Desde la segunda mitad del siglo XVII, la moda de las pelucas se extendió por todo el continente gracias a Luis XIV. De la importancia de llevar la peluca impoluta y bien cuidada habla por sí solo el dato de que, en 1680, el monarca francés tenía una cuarentena de peluqueros en Versalles destinados a tal menester. Las pelucas comenzaron a empolvarse para darles su característico color blanco. Entrado ya el siglo XVIII su uso se popularizó entre las damas, que competían por llevarlas a cual más alta y adornada. Todo ello dio lugar a un próspero negocio, ya que hizo necesario que aparecieran nuevos profesionales no solo para fabricarlas, sino también para arreglarlas, perfumarlas y retocarlas.
Natural y sin artificios
Hay que decir, no obstante, que el uso de peluca se limitaba a las clases altas mientras que la mayoría de la población llevaba el pelo de un modo natural. Exactamente del modo en que, a partir de la Revolución francesa, se impuso llevarlo en todas las clases sociales. La peluca desapareció a comienzos del siglo XIX junto con buena parte del lujo y la exuberancia estética que había caracterizado al Antiguo Régimen.
Los filósofos ilustrados ya habían criticado la obsesión de la alta burguesía por copiar el modelo estético de la aristocracia. De ahí que la nueva sociedad nacida de la Revolución preconizara la austeridad en los modos y las formas. Para ello se insistía en el mito del «buen salvaje», es decir, en la tesis defendida especialmente por los filósofos Locke y Jean-Jacques Rousseau de que el ser humano es bueno por naturaleza y es la sociedad la que lo pervierte. En este contexto se desarrolló la idea de que la indumentaria debía ser lo más natural posible, despojada de todo artificio.
Un golpe de efecto
Así pues, la reforma del vestido para hacerlo más cómodo y sencillo iba mucho más allá de lo que hoy entendemos por moda. Era el reflejo de una forma de pensar, la manifestación de la lucha entre la tradición y los nuevos tiempos nacidos a la luz de la Razón.
Benjamin Franklin compartía ese criterio y, conocedor de la trascendencia que para el buen resultado de su viaje tenía su apariencia, quiso adecuarse a los nuevos presupuestos ideológicos. Primero olvidó su tradicional peluca a la inglesa y optó por una de tipo francés, à bourse, que dejaba al descubierto las orejas. Pero esto no era suficiente, y durante la travesía decidió desprenderse de cualquier tipo de peluca. Para evitar el frío sustituyó la peluca por un gorro de piel que evocaba en cierto modo la naturaleza salvaje de América.

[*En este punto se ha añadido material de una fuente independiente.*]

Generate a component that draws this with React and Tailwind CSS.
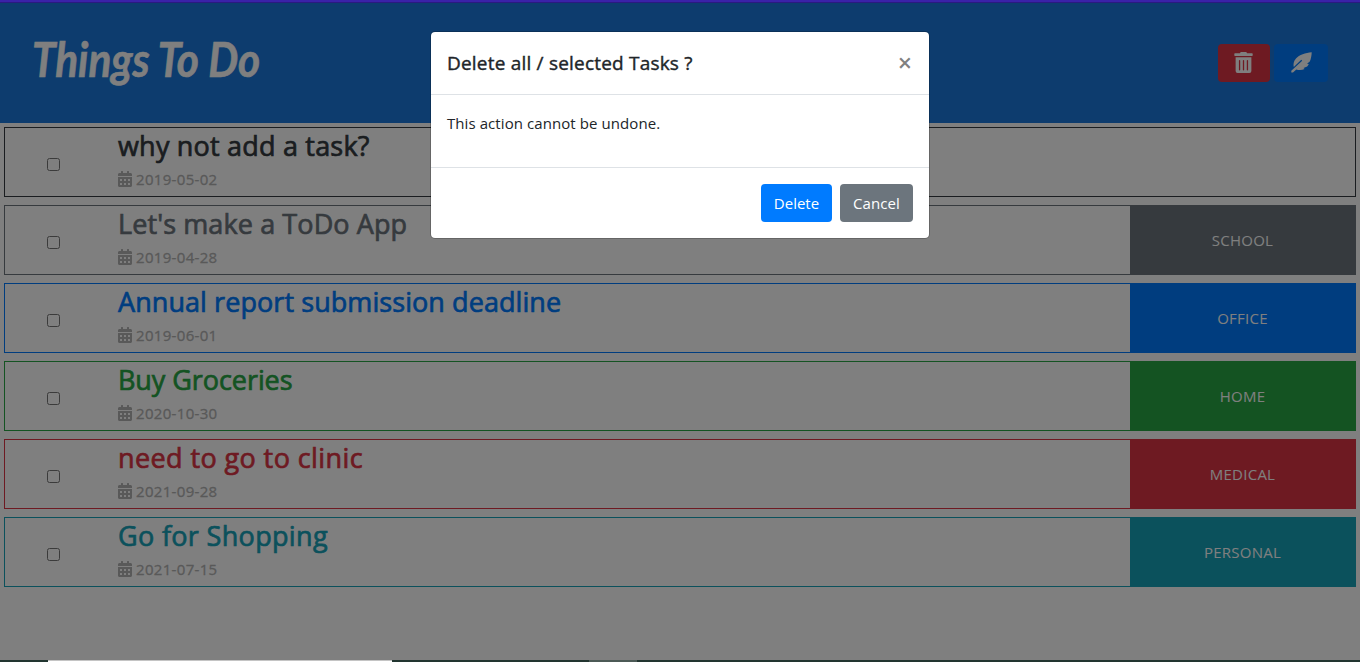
import { FaTrashAlt, FaCalendarAlt } from "react-icons/fa";

const tasks = [
  { title: "why not add a task?", date: "2019-05-02", w: "tracking-[0.2px]", border: "border-[#343a40]", text: "text-[#343a40]" },
  { title: "Let's make a ToDo App", date: "2019-04-28", w: "tracking-[0.1px]", border: "border-[#6c757d]", text: "text-[#6c757d]", bg: "bg-[#6c757d]", label: "SCHOOL" },
  { title: "Annual report submission deadline", date: "2019-06-01", w: "tracking-[0.07px]", border: "border-[#007bff]", text: "text-[#007bff]", bg: "bg-[#007bff]", label: "OFFICE" },
  { title: "Buy Groceries", date: "2020-10-30", w: "tracking-[-0.07px]", border: "border-[#28a745]", text: "text-[#28a745]", bg: "bg-[#28a745]", label: "HOME" },
  { title: "need to go to clinic", date: "2021-09-28", w: "tracking-[0.4px]", border: "border-[#dc3545]", text: "text-[#dc3545]", bg: "bg-[#dc3545]", label: "MEDICAL" },
  { title: "Go for Shopping", date: "2021-07-15", w: "tracking-[0.33px]", border: "border-[#17a2b8]", text: "text-[#17a2b8]", bg: "bg-[#17a2b8]", label: "PERSONAL" },
];

function Feather() {
  return (
    <svg viewBox="0 0 21 21" className="size-[21px]" fill="currentColor">
      <path d="M20.7 0.2C14.5 0.7 8.2 2.8 5 6.4C2.6 9.2 2.1 12 2.8 15L10.3 7.8L11.2 8.7L0.3 18.7V20.6H2L5.3 17.5C8 18.4 11.2 18.3 13.6 17L12.5 16.1L16.2 14.6C16.9 13.8 17.4 13 17.8 12L16 11.7L18.8 9.6C20 6.7 20.6 3.4 20.7 0.2Z" />
    </svg>
  );
}

function Task({ task }) {
  return (
    <li className={`flex h-[70px] border ${task.border}`}>
      <div className="flex w-[112px] shrink-0 pl-[42px] pt-[30px]">
        <input type="checkbox" className="size-[13px] appearance-none rounded-[2.5px] border border-[#767676] bg-white" />
      </div>
      <div className="flex min-w-0 grow flex-col">
        <h2 className={`mt-px h-[34px] whitespace-nowrap pl-px text-[27px] font-normal leading-[34px] [-webkit-text-stroke:0.7px_currentColor] ${task.w} ${task.text}`}>{task.title}</h2>
        <p className="mt-[4px] flex h-6 items-center text-[15px] leading-6 tracking-[0.32px] text-[#b2b2b2] [-webkit-text-stroke:0.3px_currentColor]">
          <FaCalendarAlt className="ml-[0.5px] mr-[4.5px] h-4 w-[14px] [-webkit-text-stroke:0]" />
          {task.date}
        </p>
      </div>
      {task.label && (
        <div className={`flex w-[225px] shrink-0 items-center justify-center text-[15px] tracking-[0.25px] text-white ${task.bg}`}>{task.label}</div>
      )}
    </li>
  );
}

export default function App() {
  return (
    <div className="relative flex h-[662px] w-[1360px] flex-col overflow-hidden bg-white font-['Open_Sans','Noto_Sans',sans-serif]">
      <div className="h-[3px] shrink-0 border-b border-[#2a1a80] bg-[#3a22a8]" />
      <div className="relative flex grow flex-col">
        <header className="flex h-[120px] shrink-0 items-center justify-between bg-[#1a78dc] pl-[32px] pr-8">
          <h1 className="origin-left scale-x-[0.9] whitespace-nowrap pb-2 font-['Lato',sans-serif] text-[47px] font-bold italic leading-[56px] text-white [-webkit-text-stroke:0.6px_currentColor]">Things To Do</h1>
          <div className="flex gap-1">
            <button className="flex h-[38px] w-[52px] items-center justify-center rounded bg-[#dc3545] pb-px pr-px text-white"><FaTrashAlt className="size-[21px]" /></button>
            <button className="flex h-[38px] w-[54px] items-center justify-center rounded bg-[#007bff] pb-px text-white"><Feather /></button>
          </div>
        </header>
        <ul className="flex flex-col gap-2 px-1 pt-1">
          {tasks.map((t) => <Task key={t.title} task={t} />)}
        </ul>
        <div className="absolute inset-0 bg-black/50" />
      </div>
      <div className="flex h-[2px] shrink-0 bg-[#223530]">
        <div className="ml-12 w-[344px] border-t border-[#c4c4c4] bg-white" />
        <div className="ml-[197px] w-12 bg-[#4c5a56]" />
      </div>
      <div role="dialog" className="absolute left-[430px] top-[31px] flex h-[208px] w-[500px] flex-col rounded-[5px] border border-black/20 bg-white bg-clip-padding text-[#212529]">
        <div className="flex h-[63px] items-center justify-between border-b border-[#dee2e6] px-4">
          <h5 className="text-[19px] tracking-[0.2px] [-webkit-text-stroke:0.4px_currentColor]">Delete all / selected Tasks ?</h5>
          <button className="mr-[1px] pb-px text-[25px] font-semibold leading-none text-black/50">×</button>
        </div>
        <div className="h-[73px] border-b border-[#dee2e6] px-4 pt-4 text-[15px] leading-6 tracking-[0.08px]">This action cannot be undone.</div>
        <div className="flex justify-end gap-2 p-4">
          <button className="h-[38px] w-[71px] rounded bg-[#007bff] text-[15px] text-white">Delete</button>
          <button className="h-[38px] w-[73px] rounded bg-[#6c757d] text-[15px] tracking-[0.1px] text-white">Cancel</button>
        </div>
      </div>
    </div>
  );
}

Así, se presentó ante sus interlocutores del otro lado del Atlántico ataviado con tan peculiar tocado, un traje sobrio de color marrón y apoyándose en un bastón de madera de manzano silvestre. No tenía, pues, la apariencia que se esperaba de un diplomático. Era un «buen salvaje» llegado de tierras lejanas donde, además, se luchaba por la libertad. La operación de imagen de Franklin obtuvo un éxito clamoroso en una Francia que admiraba la gesta de la revolución americana de 1776. Se convirtió en la encarnación viva de una idea. Por ello se había despojado de su peluca y la había arrojado al mar. Con tal gesto había abdicado del pasado y un nuevo hombre, libre e igual a sus congéneres, había desembarcado en el solar de la Razón.